By Mike Schultz
Senior Risk Manager
Is this the “new normal” in hiring practices? Put maximum effort into recruiting and filling open positions and then breathe a sigh of relief as if to say, “Well, we hired somebody. Our job is done.”
Don’t get me wrong, I know top candidates are not easy to find in this job market (and enticing them to choose your organization is even more difficult), but being “done” the day the new hire starts just isn’t a sustainable success story. To develop an exceptional level of safety in the construction industry, we need to shift our focus toward developing our safety talent into true industry leaders.
Focus on talent development to build the construction industry
There must be a concerted effort in our industry to shift towards development. You can hire someone with the skills and experience or grow your own talent internally – there are successful safety leaders that have come from many paths. Individuals that come from both paths need mentoring, support, continuing education, and a strong focus on developing their soft skills in order to become the industry leaders of the future.
I was fortunate enough to have several mentors throughout my career. Some enhanced my safety acumen and others focused on the business side. 24 years in, mentoring and developing safety professionals has become the most fulfilling and enjoyable part of my career. This positive impact is what, for me, defines success.

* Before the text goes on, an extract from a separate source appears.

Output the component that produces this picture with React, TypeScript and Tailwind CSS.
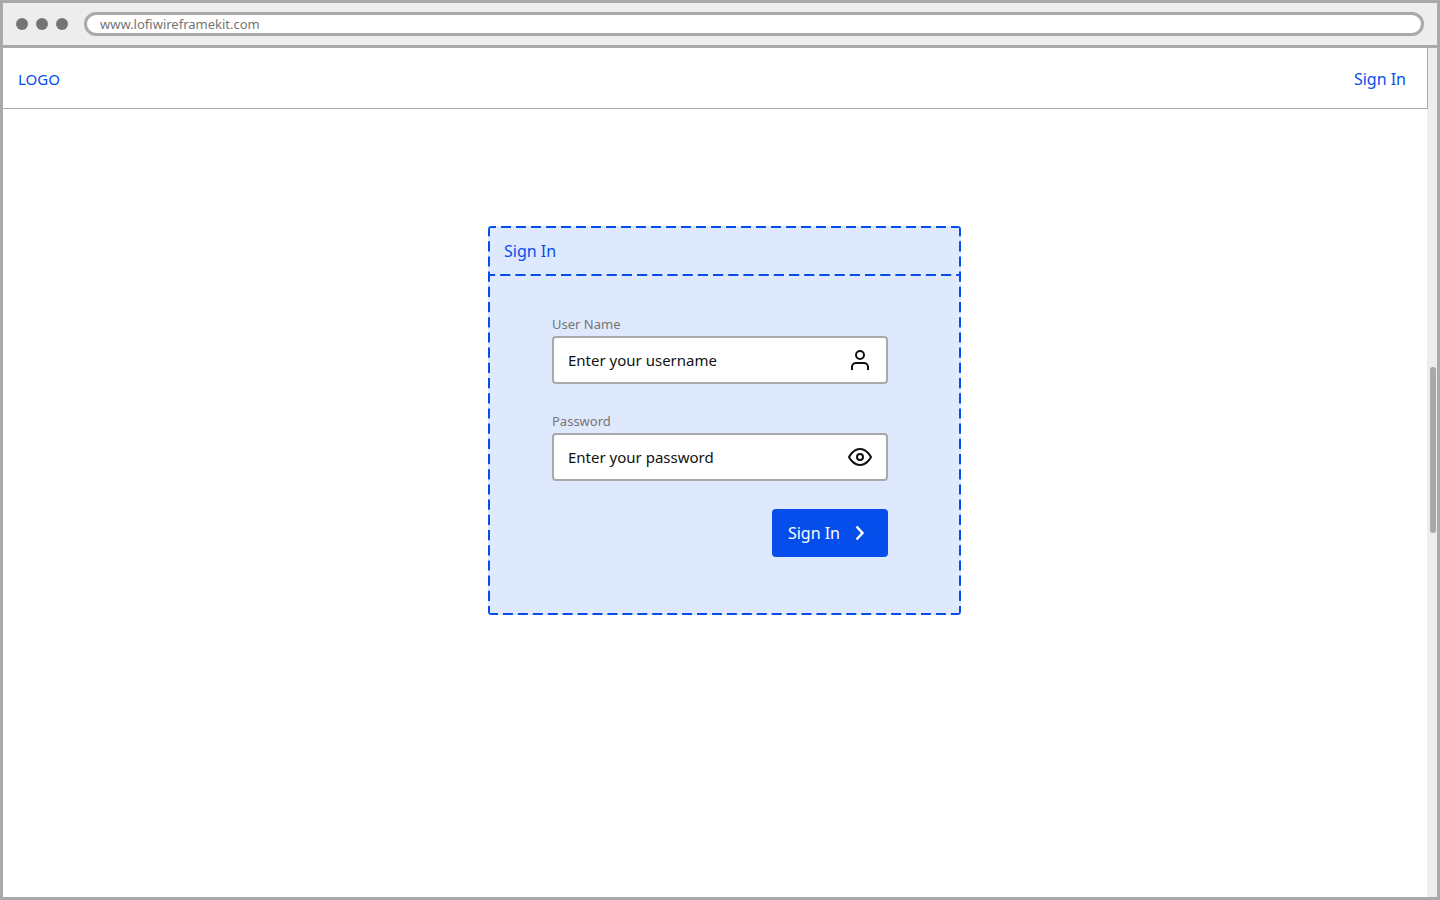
import React from 'react';

interface DashedLineProps {
    x1?: string;
    y1?: string;
    x2?: string;
    y2?: string;
    dash?: string;
    offset?: number;
}

const DashedLine: React.FC<DashedLineProps> = ({ x1 = '0', y1 = '0', x2 = '0', y2 = '0', dash = '10.2 5', offset = 0 }) => (
    <line x1={x1} y1={y1} x2={x2} y2={y2} strokeDasharray={dash} strokeDashoffset={offset} />
);

const CardOutline: React.FC = () => (
    <svg className="pointer-events-none absolute inset-0 h-full w-full rounded-sm stroke-[#054eeb] stroke-[4]" aria-hidden="true">
        <DashedLine x2="100%" dash="10 5" offset={2} />
        <DashedLine y1="100%" x2="100%" y2="100%" dash="10 4.93" />
        <DashedLine y2="100%" />
        <DashedLine x1="100%" x2="100%" y2="100%" />
    </svg>
);

const UserIcon: React.FC = () => (
    <svg width="24" height="24" viewBox="0 0 24 24" fill="none" stroke="currentColor" strokeWidth="2" aria-hidden="true">
        <circle cx="12" cy="7" r="4" />
        <path d="M4 22v-3a4 4 0 0 1 4-4h8a4 4 0 0 1 4 4v3" />
    </svg>
);

const EyeIcon: React.FC = () => (
    <svg width="24" height="24" viewBox="0 0 24 24" fill="none" stroke="currentColor" strokeWidth="2" strokeLinejoin="round" aria-hidden="true">
        <path d="M1 12s4-8 11-8 11 8 11 8-4 8-11 8S1 12 1 12z" />
        <circle cx="12" cy="12" r="3" />
    </svg>
);

const ChevronIcon: React.FC = () => (
    <svg width="24" height="24" viewBox="0 0 24 24" fill="none" stroke="currentColor" strokeWidth="2.5" aria-hidden="true">
        <path d="M8.5 5.5l6 6.5-6 6.5" />
    </svg>
);

interface FieldProps {
    id: string;
    label: string;
    type: string;
    placeholder: string;
    icon: React.ReactNode;
}

const Field: React.FC<FieldProps> = ({ id, label, type, placeholder, icon }) => (
    <div className="flex flex-col">
        <label htmlFor={id} className="pb-0.5 text-[13px] leading-[19px] text-[#757575]">{label}</label>
        <div className="flex h-12 items-center rounded-sm border-2 border-[#a9a9a9] bg-white px-3.5 text-[#111111]">
            <input
                id={id}
                type={type}
                placeholder={placeholder}
                className="h-full min-w-0 flex-1 bg-transparent text-[15px] outline-none placeholder:text-[#111111]"
            />
            {icon}
        </div>
    </div>
);

const BrowserBar: React.FC = () => (
    <div className="flex items-center gap-4 border-b-[3px] border-[#a9a9a9] bg-[#ededed] px-[13px] py-[9px]">
        <div className="flex gap-2">
            <span className="h-3 w-3 rounded-full bg-[#757575]" />
            <span className="h-3 w-3 rounded-full bg-[#757575]" />
            <span className="h-3 w-3 rounded-full bg-[#757575]" />
        </div>
        <input
            type="text"
            aria-label="Address"
            defaultValue="www.lofiwireframekit.com"
            className="h-6 min-w-0 flex-1 rounded-full border-[3px] border-[#a9a9a9] bg-white px-[13px] text-[13px] text-[#757575] outline-none"
        />
    </div>
);

const SignInCard: React.FC = () => (
    <section className="relative w-full max-w-[473px] rounded-sm bg-[#dfe9fe]">
        <CardOutline />
        <h2 className="px-4 pt-[13px] pb-[11px] text-base text-[#054eeb]">Sign In</h2>
        <svg className="block h-0.5 w-full stroke-[#054eeb] stroke-[4]" aria-hidden="true">
            <DashedLine x2="100%" offset={3} />
        </svg>
        <form className="flex flex-col gap-7 pt-[39px] pr-[73px] pb-[58px] pl-16" onSubmit={(e) => e.preventDefault()}>
            <Field id="username" label="User Name" type="text" placeholder="Enter your username" icon={<UserIcon />} />
            <Field id="password" label="Password" type="password" placeholder="Enter your password" icon={<EyeIcon />} />
            <button type="submit" className="flex h-12 items-center gap-2 self-end rounded-sm bg-[#054eeb] px-4 text-base text-white">
                Sign In
                <ChevronIcon />
            </button>
        </form>
    </section>
);

const App: React.FC = () => {
    return (
        <div className="flex min-h-screen flex-col border-[3px] border-[#a9a9a9] bg-white font-['Noto_Sans',sans-serif]">
            <BrowserBar />
            <div className="flex flex-1">
                <div className="flex min-w-0 flex-1 flex-col">
                    <header className="relative -mr-px flex items-center justify-between border-r border-b border-[#a9a9a9] bg-white pt-[19px] pr-[21px] pb-[17px] pl-[15px] text-base text-[#054eeb]">
                        <a href="#" className="text-[15px]">LOGO</a>
                        <a href="#">Sign In</a>
                    </header>
                    <main className="flex justify-center pt-[117px] pl-[19px]">
                        <SignInCard />
                    </main>
                </div>
                <div className="w-2.5 bg-[#ededed] pr-px pl-[3px]">
                    <div className="mt-[319px] h-[166px] rounded-full bg-[#a9a9a9]" />
                </div>
            </div>
        </div>
    );
};

export default App;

How to develop safety professionals into industry leaders
When mentoring and developing safety professionals, it is crucial to understand what exactly a safety professional is being asked to be. The truth is, today’s safety professionals are taking on responsibilities and requirements beyond being an expert in the field of safety management.
They are a salesperson. If we’re being honest, the safety professional is often tasked with convincing folks to buy something they sometimes don’t believe they need. Devoting space to this competency within the safety professional’s development plan can bolster the necessary skills for influence. Make them your best salesperson.
They are a coach. Although this is a term used to exhaustion in our industry, in the world of safety professionals being a skilled coach cannot be emphasized enough. A coach uses the same techniques as a salesperson, but with a softer approach, guiding the player to not only believe in the plays, but to practice them, and feel comfortable sharing revised plays that could perhaps score even more goals. Make them your most influential coach.
They are a referee. Sometimes. The referee does not take sides. Rather, the referee understands the rules and evenly holds those accountable to follow them. This is a skill that can challenge human nature and must be practiced to near perfection. Not only do they find themselves in the middle of WHAT is right or wrong, but also stuck between WHO is right or wrong. Develop the skill of neutrality within your safety leaders.
They are a disciplinarian. Oh how I hate that word. How about we coin it as behavior correcting strategist instead? A successful safety professional can’t be expected to be a great coach or an effective referee if they do not have guidance in imposing discipline when necessary. However unsavory this may feel, focusing a portion of their development on tactful behavior correction can play an important role in fostering the desired improvement. Teach grace with this strategy.
They are often a source of comfort. This may be the most difficult trait to teach, likely because it is less about teaching and more about recognizing the need for empathy. Safety professionals wake up each day with a fear. The fear that they may need to comfort someone who has been impacted by an injury or incident. Being prepared can subside this fear. But, more importantly, having the skills to empathize and graciously offer comforting support must be marked as “ongoing” within the development plan.
A legacy of future safety leaders
Developing safety professionals throughout my career has significantly moved me closer to fulfilling my personal and professional mission statement:
To have a positive impact on those I interact with every day. In turn, using those individuals as a vehicle to spread additional positive change.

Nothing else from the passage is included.